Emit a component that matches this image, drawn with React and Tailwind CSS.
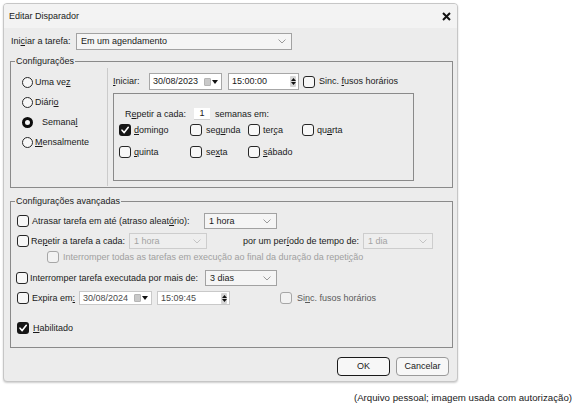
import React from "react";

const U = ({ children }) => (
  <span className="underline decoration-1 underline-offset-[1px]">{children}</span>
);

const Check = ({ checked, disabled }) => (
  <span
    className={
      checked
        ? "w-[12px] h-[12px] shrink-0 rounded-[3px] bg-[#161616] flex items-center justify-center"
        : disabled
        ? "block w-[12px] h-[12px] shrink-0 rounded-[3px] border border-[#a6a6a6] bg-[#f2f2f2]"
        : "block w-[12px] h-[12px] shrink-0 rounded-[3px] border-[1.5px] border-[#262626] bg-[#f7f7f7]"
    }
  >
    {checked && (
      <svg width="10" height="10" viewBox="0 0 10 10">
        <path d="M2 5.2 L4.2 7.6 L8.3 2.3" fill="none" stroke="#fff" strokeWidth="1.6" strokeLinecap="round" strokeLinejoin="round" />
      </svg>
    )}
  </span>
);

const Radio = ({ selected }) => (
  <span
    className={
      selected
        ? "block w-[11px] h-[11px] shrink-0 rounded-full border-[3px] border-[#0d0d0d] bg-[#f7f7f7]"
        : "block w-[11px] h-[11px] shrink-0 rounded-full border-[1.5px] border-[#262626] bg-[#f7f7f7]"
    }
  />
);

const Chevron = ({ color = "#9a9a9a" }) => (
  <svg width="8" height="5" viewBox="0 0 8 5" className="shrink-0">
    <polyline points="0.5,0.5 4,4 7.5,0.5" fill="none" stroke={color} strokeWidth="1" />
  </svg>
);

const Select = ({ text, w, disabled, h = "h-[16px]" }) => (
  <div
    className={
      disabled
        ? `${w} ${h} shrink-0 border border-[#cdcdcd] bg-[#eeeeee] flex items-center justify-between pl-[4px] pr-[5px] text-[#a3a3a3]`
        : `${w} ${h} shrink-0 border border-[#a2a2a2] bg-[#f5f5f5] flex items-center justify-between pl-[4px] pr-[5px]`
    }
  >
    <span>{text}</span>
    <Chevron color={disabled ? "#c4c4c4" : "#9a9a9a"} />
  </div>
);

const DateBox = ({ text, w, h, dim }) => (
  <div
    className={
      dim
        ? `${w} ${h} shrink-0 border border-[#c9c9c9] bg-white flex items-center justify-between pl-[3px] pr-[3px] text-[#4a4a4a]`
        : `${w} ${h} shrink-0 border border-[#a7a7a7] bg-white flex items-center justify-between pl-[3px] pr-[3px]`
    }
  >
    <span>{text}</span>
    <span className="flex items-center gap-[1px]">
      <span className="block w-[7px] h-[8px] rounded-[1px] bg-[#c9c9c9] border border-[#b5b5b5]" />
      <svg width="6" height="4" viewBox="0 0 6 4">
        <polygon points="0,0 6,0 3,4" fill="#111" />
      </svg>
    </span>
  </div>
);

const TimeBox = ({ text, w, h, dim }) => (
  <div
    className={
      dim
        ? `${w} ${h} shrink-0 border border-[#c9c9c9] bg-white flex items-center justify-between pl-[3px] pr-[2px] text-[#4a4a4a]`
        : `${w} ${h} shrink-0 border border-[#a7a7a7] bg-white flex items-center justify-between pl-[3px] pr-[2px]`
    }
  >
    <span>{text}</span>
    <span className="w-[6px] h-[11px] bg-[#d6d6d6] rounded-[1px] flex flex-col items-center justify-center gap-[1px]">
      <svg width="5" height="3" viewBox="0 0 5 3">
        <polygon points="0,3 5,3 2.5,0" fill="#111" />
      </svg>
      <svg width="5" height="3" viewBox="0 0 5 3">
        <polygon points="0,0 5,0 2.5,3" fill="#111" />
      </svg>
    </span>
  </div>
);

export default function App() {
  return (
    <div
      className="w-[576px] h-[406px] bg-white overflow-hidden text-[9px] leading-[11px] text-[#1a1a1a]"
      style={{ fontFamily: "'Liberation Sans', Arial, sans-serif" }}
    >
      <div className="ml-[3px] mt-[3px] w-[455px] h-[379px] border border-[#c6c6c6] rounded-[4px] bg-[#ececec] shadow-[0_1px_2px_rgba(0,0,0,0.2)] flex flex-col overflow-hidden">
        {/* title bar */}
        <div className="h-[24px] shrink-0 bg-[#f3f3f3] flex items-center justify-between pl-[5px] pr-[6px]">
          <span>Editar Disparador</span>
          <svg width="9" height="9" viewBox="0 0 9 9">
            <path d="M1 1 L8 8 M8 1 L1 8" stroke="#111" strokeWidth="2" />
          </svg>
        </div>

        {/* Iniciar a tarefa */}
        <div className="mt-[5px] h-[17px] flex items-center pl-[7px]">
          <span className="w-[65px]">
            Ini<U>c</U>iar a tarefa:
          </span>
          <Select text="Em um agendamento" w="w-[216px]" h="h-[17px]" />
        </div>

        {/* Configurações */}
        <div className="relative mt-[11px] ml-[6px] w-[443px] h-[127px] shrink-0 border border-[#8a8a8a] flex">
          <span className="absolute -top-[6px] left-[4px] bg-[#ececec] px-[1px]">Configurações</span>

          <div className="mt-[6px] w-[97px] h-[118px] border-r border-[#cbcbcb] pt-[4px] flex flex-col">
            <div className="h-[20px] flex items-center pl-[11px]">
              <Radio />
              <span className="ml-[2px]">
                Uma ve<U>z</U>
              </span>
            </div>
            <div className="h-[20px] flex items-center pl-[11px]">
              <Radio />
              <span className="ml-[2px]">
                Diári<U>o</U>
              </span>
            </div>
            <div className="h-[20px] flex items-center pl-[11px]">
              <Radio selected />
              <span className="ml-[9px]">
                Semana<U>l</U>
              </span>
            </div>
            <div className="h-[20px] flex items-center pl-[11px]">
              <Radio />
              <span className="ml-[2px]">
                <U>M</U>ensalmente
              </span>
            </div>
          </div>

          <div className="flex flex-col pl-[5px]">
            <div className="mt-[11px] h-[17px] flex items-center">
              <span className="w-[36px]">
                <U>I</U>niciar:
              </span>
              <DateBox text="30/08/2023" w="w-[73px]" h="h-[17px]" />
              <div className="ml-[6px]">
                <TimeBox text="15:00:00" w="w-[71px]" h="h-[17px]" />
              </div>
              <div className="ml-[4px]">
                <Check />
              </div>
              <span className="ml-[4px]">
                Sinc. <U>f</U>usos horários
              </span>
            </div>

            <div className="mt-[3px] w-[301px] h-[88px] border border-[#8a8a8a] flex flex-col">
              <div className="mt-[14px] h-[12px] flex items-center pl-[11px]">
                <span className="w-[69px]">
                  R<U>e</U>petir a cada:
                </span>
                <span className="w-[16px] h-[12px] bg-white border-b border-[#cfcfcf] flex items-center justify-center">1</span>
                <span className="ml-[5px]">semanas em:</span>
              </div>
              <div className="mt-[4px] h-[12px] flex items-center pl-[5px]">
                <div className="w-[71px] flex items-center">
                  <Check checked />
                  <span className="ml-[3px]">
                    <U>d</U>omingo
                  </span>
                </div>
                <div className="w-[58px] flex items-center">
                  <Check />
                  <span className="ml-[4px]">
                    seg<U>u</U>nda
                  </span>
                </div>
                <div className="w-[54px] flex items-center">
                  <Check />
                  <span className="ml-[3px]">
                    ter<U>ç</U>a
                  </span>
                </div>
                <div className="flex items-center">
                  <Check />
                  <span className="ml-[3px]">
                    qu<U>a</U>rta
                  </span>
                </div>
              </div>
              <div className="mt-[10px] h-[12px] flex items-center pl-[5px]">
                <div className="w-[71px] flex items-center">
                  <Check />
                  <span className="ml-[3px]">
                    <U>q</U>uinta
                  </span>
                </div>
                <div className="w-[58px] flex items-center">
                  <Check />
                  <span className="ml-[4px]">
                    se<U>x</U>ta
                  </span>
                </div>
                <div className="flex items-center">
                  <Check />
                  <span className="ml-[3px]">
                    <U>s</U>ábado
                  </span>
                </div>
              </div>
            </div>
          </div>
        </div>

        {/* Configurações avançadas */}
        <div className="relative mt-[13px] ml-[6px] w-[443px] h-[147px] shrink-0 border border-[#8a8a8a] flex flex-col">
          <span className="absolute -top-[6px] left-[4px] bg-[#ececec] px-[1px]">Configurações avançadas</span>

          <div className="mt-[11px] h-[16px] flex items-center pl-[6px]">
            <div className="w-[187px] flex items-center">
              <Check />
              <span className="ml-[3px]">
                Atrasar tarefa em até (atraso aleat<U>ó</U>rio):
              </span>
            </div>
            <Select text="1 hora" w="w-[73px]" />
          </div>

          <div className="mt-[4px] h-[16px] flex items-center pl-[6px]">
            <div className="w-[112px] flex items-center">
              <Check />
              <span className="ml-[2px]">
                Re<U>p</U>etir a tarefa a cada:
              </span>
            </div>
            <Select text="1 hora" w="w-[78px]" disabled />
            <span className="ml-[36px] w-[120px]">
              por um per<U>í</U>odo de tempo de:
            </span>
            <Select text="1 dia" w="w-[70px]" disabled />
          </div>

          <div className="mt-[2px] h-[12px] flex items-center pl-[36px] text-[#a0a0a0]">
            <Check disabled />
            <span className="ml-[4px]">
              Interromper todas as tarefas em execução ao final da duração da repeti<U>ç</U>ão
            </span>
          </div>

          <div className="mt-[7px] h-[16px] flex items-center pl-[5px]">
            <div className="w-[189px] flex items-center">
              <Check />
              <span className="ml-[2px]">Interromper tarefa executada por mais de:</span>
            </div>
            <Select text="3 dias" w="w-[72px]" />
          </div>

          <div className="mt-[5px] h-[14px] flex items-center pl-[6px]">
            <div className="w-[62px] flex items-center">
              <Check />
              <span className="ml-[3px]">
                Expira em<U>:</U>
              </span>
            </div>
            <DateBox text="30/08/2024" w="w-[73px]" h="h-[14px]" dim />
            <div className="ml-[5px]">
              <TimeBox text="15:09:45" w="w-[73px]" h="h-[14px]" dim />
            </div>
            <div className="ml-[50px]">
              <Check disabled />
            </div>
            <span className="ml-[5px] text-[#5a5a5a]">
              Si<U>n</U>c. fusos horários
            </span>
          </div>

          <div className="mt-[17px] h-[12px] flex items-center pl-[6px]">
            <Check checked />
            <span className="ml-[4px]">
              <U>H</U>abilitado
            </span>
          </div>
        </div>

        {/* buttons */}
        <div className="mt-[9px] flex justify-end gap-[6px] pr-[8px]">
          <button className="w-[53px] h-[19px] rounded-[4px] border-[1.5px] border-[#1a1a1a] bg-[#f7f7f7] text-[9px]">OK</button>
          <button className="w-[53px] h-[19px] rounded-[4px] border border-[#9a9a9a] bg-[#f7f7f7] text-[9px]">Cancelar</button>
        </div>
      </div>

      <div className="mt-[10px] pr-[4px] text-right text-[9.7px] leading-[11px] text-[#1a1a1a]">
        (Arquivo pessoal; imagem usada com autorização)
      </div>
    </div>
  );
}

________________

Show each line of the data that contains the string "React".

Emit a component that matches this image, drawn with React and Tailwind CSS.
import React from "react";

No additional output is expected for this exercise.